Asked by play-by-play voice Mike Breen for his thoughts on the intensity of Mavericks fans' hostility toward Jordan, Van Gundy replied:

"I would also like the Dallas fans to acknowledge the sheer lunacy and absurdity that they're booing DeAndre Jordan tonight, and they'll be cheering someone like Greg Hardy on Sunday. That, to me, is absurd. All this guy did was change his mind."

Perhaps Van Gundy's point wasn't entirely fair to Dallas fans. Certain hypocrisies are part of the bargain of being a sports fan, but it's hard to believe even the most ardent I-support-our-guy-no-matter-what Dallas fanatic finds any satisfaction in rooting for Hardy.

Still, such hypocrisy is there to be acknowledged, and most Dallas fans likely will root for Hardy, if begrudgingly, come Sunday. Hardy actually had the nerve to change his Twitter profile to "innocent until proven guilty" briefly on Wednesday, days after photos surfaced on Deadspin showing the horrific injuries he allegedly inflicted on a former girlfriend, a crime for which he was convicted only to have the case dismissed when he reached a settlement.

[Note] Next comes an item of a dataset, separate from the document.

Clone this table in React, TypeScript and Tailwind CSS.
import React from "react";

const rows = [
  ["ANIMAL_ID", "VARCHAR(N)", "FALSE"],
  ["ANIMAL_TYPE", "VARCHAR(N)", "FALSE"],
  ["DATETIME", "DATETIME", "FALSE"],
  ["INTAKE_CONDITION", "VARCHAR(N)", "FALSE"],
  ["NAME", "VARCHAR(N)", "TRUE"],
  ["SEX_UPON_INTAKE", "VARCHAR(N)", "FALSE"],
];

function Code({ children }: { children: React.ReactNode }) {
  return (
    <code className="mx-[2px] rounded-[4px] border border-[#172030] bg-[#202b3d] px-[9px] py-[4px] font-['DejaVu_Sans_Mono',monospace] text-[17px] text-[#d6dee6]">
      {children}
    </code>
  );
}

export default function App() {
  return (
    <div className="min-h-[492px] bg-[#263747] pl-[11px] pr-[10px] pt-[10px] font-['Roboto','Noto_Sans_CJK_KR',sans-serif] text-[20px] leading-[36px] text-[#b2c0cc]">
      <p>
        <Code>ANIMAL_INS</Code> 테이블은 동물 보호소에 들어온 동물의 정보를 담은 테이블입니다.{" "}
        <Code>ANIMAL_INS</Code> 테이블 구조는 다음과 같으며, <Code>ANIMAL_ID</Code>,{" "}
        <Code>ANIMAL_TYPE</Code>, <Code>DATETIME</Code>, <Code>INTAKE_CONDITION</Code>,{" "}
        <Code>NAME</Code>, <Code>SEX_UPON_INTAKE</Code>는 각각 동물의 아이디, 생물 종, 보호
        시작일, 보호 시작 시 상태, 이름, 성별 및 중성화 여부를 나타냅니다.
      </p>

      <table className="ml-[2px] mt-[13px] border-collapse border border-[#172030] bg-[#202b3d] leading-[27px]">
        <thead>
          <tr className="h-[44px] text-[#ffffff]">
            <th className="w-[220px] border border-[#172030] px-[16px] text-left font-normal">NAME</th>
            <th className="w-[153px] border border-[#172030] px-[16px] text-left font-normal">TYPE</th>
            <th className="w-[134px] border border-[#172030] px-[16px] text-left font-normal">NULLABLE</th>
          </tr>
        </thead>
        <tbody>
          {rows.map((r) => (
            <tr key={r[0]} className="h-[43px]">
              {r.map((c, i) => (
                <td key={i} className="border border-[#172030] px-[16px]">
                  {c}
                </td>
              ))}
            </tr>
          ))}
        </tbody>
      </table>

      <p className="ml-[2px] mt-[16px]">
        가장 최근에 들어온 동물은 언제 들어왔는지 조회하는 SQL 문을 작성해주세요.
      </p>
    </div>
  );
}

Given the phony "embrace debate" culture that still permeates ESPN too often (hello, Steven A.), it was satisfying to hear Van Gundy use his platform and high profile to point out the intrinsic silliness of booing or cheering a player depending on the uniform he is wearing rather than basing it on the magnitude of his actions.

No debate on popularity

Spent a few words in this space last week sorting through the NFL's massive ratings across all of its television platforms as the season hit the midpoint. The NFL sent out a little bit more data on the Nielsen numbers Thursday. A couple of updates: NFL games account for 27 of the top 30 most-watched programs since the season kickoff Sept. 10. Only the Republican Primary Debate on CNN Sept. 16 (the 13th-most-watched show) and the season premieres of "The Big Bang Theory" and "NCIS" on CBS were non-football shows to crack the top 30. The three most-watched games of the season so far are the Seahawks-Cowboys matchup Nov. 1 on Fox (29.4 million viewers); the Patriots-Steelers season opener Sept. 10 on NBC (27.4 million); and the Cowboys-Eagles game on Sept. 13 on Fox (27.2 million).


A veteran presence

Fenway Sports Group announced the hiring of Gordon Edes as its strategic communications adviser and Red Sox team historian Tuesday. Edes has been a reporter for 35 years, spending the last 18 primarily covering the Red Sox, first at the Globe beginning in 1996, then after a brief interlude at Yahoo! Sports, at ESPNBoston.com until accepting his new position recently. The move is a wise one for the Red Sox, who theoretically will use Edes as a media liaison in times of potential controversy, something they needed dearly during the mishandling of the decision to replace the popular Don Orsillo with Dave O'Brien on NESN telecasts. The timing would seem to be prudent for Edes, too, given the significant budget cuts ESPN had to endure recently. It would be a surprise if ESPN made a hire specifically to cover the Red Sox for ESPNBoston. Joe McDonald, who covers the Bruins and Red Sox, is already on staff and does quality work on both beats. And the regional sites, which launched to much fanfare and with their own accomplished staffs in September 2009, have become neglected outposts used to aggregate region-specific ESPN.com content.

Court reporter

Fox announced its broadcast teams and coverage plans for the upcoming college basketball season, which will include 15 games on the primary network and at least 150 men's and women's telecasts on Fox Sports 1. Gus Johnson and Bill Raftery return for their third season as the lead announcing team, but another broadcaster who is part of their coverage probably will get the most notice around here. Orsillo, who is now with the Padres and Fox Sports San Diego, will call some college basketball games this season. The network did not reveal which games Orsillo will call or who his partner will be. I'm presuming it's not Jerry Remy.